• [Exercise goal]: Quote the data below in full, please, without altering anything.

╔══

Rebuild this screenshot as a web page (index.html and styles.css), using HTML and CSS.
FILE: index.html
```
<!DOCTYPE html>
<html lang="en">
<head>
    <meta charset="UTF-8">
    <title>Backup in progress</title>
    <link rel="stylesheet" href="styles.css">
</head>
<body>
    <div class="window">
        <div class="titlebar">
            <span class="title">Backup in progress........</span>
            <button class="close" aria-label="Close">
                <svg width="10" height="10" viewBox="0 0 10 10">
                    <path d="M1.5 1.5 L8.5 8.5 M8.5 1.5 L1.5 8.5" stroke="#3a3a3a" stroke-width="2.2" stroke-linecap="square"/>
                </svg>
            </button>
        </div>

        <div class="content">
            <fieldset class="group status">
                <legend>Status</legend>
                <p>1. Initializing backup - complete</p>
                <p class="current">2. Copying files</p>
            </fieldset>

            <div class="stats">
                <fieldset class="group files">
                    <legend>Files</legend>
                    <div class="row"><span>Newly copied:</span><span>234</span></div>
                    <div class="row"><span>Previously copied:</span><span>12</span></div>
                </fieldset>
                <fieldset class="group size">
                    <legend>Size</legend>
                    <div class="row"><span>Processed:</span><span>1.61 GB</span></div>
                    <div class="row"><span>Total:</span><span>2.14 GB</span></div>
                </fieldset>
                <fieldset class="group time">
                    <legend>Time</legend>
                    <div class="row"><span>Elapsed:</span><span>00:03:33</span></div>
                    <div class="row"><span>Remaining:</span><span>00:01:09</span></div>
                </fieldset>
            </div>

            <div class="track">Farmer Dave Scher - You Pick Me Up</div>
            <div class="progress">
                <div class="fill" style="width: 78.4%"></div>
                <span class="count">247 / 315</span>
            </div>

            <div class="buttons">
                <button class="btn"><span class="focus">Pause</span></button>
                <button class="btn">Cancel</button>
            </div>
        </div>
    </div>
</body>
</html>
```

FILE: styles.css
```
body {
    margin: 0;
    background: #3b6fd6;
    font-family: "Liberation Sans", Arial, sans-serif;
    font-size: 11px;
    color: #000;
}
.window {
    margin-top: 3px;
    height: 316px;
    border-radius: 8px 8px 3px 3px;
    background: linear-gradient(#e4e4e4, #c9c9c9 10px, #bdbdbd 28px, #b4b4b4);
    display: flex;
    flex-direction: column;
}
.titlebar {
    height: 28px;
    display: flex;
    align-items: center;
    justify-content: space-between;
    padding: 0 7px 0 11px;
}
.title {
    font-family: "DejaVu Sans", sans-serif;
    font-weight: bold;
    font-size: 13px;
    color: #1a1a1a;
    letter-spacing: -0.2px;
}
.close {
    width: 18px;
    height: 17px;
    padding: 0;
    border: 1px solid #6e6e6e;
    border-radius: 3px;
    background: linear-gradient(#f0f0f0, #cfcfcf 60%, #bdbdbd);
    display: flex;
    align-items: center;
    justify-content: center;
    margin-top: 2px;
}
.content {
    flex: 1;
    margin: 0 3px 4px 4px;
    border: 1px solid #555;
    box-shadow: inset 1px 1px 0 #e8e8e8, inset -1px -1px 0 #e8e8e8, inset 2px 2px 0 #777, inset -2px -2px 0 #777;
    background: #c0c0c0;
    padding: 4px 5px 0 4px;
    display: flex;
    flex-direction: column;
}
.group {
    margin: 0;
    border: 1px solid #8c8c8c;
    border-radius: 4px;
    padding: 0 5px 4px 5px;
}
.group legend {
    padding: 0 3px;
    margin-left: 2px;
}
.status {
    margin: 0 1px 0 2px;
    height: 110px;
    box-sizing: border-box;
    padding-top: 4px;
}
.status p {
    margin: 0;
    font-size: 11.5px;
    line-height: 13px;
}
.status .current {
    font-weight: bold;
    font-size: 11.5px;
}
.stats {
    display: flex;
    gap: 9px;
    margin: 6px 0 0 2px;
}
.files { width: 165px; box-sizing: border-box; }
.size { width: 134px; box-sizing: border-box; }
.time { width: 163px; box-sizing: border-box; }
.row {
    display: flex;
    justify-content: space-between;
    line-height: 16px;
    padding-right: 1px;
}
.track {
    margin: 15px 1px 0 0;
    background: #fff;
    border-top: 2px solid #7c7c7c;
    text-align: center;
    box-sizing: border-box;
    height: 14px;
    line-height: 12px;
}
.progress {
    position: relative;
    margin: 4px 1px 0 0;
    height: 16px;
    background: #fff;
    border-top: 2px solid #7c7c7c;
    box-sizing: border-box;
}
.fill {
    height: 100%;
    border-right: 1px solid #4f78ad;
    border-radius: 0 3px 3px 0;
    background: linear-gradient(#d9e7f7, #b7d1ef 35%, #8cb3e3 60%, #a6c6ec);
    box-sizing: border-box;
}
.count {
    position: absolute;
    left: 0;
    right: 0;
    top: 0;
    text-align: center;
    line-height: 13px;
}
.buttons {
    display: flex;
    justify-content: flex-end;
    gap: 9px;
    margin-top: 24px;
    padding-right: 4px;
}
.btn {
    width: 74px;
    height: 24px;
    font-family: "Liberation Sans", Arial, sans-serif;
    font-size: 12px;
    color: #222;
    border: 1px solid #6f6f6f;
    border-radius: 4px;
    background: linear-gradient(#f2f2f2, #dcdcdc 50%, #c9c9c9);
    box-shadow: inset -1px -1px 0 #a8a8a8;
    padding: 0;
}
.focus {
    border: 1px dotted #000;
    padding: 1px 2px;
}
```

╚══

• [Expected answer]:
Rebuild this screenshot as a web page (index.html and styles.css), using HTML and CSS.
FILE: index.html
```
<!DOCTYPE html>
<html lang="en">
<head>
    <meta charset="UTF-8">
    <title>Backup in progress</title>
    <link rel="stylesheet" href="styles.css">
</head>
<body>
    <div class="window">
        <div class="titlebar">
            <span class="title">Backup in progress........</span>
            <button class="close" aria-label="Close">
                <svg width="10" height="10" viewBox="0 0 10 10">
                    <path d="M1.5 1.5 L8.5 8.5 M8.5 1.5 L1.5 8.5" stroke="#3a3a3a" stroke-width="2.2" stroke-linecap="square"/>
                </svg>
            </button>
        </div>

        <div class="content">
            <fieldset class="group status">
                <legend>Status</legend>
                <p>1. Initializing backup - complete</p>
                <p class="current">2. Copying files</p>
            </fieldset>

            <div class="stats">
                <fieldset class="group files">
                    <legend>Files</legend>
                    <div class="row"><span>Newly copied:</span><span>234</span></div>
                    <div class="row"><span>Previously copied:</span><span>12</span></div>
                </fieldset>
                <fieldset class="group size">
                    <legend>Size</legend>
                    <div class="row"><span>Processed:</span><span>1.61 GB</span></div>
                    <div class="row"><span>Total:</span><span>2.14 GB</span></div>
                </fieldset>
                <fieldset class="group time">
                    <legend>Time</legend>
                    <div class="row"><span>Elapsed:</span><span>00:03:33</span></div>
                    <div class="row"><span>Remaining:</span><span>00:01:09</span></div>
                </fieldset>
            </div>

            <div class="track">Farmer Dave Scher - You Pick Me Up</div>
            <div class="progress">
                <div class="fill" style="width: 78.4%"></div>
                <span class="count">247 / 315</span>
            </div>

            <div class="buttons">
                <button class="btn"><span class="focus">Pause</span></button>
                <button class="btn">Cancel</button>
            </div>
        </div>
    </div>
</body>
</html>
```

FILE: styles.css
```
body {
    margin: 0;
    background: #3b6fd6;
    font-family: "Liberation Sans", Arial, sans-serif;
    font-size: 11px;
    color: #000;
}
.window {
    margin-top: 3px;
    height: 316px;
    border-radius: 8px 8px 3px 3px;
    background: linear-gradient(#e4e4e4, #c9c9c9 10px, #bdbdbd 28px, #b4b4b4);
    display: flex;
    flex-direction: column;
}
.titlebar {
    height: 28px;
    display: flex;
    align-items: center;
    justify-content: space-between;
    padding: 0 7px 0 11px;
}
.title {
    font-family: "DejaVu Sans", sans-serif;
    font-weight: bold;
    font-size: 13px;
    color: #1a1a1a;
    letter-spacing: -0.2px;
}
.close {
    width: 18px;
    height: 17px;
    padding: 0;
    border: 1px solid #6e6e6e;
    border-radius: 3px;
    background: linear-gradient(#f0f0f0, #cfcfcf 60%, #bdbdbd);
    display: flex;
    align-items: center;
    justify-content: center;
    margin-top: 2px;
}
.content {
    flex: 1;
    margin: 0 3px 4px 4px;
    border: 1px solid #555;
    box-shadow: inset 1px 1px 0 #e8e8e8, inset -1px -1px 0 #e8e8e8, inset 2px 2px 0 #777, inset -2px -2px 0 #777;
    background: #c0c0c0;
    padding: 4px 5px 0 4px;
    display: flex;
    flex-direction: column;
}
.group {
    margin: 0;
    border: 1px solid #8c8c8c;
    border-radius: 4px;
    padding: 0 5px 4px 5px;
}
.group legend {
    padding: 0 3px;
    margin-left: 2px;
}
.status {
    margin: 0 1px 0 2px;
    height: 110px;
    box-sizing: border-box;
    padding-top: 4px;
}
.status p {
    margin: 0;
    font-size: 11.5px;
    line-height: 13px;
}
.status .current {
    font-weight: bold;
    font-size: 11.5px;
}
.stats {
    display: flex;
    gap: 9px;
    margin: 6px 0 0 2px;
}
.files { width: 165px; box-sizing: border-box; }
.size { width: 134px; box-sizing: border-box; }
.time { width: 163px; box-sizing: border-box; }
.row {
    display: flex;
    justify-content: space-between;
    line-height: 16px;
    padding-right: 1px;
}
.track {
    margin: 15px 1px 0 0;
    background: #fff;
    border-top: 2px solid #7c7c7c;
    text-align: center;
    box-sizing: border-box;
    height: 14px;
    line-height: 12px;
}
.progress {
    position: relative;
    margin: 4px 1px 0 0;
    height: 16px;
    background: #fff;
    border-top: 2px solid #7c7c7c;
    box-sizing: border-box;
}
.fill {
    height: 100%;
    border-right: 1px solid #4f78ad;
    border-radius: 0 3px 3px 0;
    background: linear-gradient(#d9e7f7, #b7d1ef 35%, #8cb3e3 60%, #a6c6ec);
    box-sizing: border-box;
}
.count {
    position: absolute;
    left: 0;
    right: 0;
    top: 0;
    text-align: center;
    line-height: 13px;
}
.buttons {
    display: flex;
    justify-content: flex-end;
    gap: 9px;
    margin-top: 24px;
    padding-right: 4px;
}
.btn {
    width: 74px;
    height: 24px;
    font-family: "Liberation Sans", Arial, sans-serif;
    font-size: 12px;
    color: #222;
    border: 1px solid #6f6f6f;
    border-radius: 4px;
    background: linear-gradient(#f2f2f2, #dcdcdc 50%, #c9c9c9);
    box-shadow: inset -1px -1px 0 #a8a8a8;
    padding: 0;
}
.focus {
    border: 1px dotted #000;
    padding: 1px 2px;
}
```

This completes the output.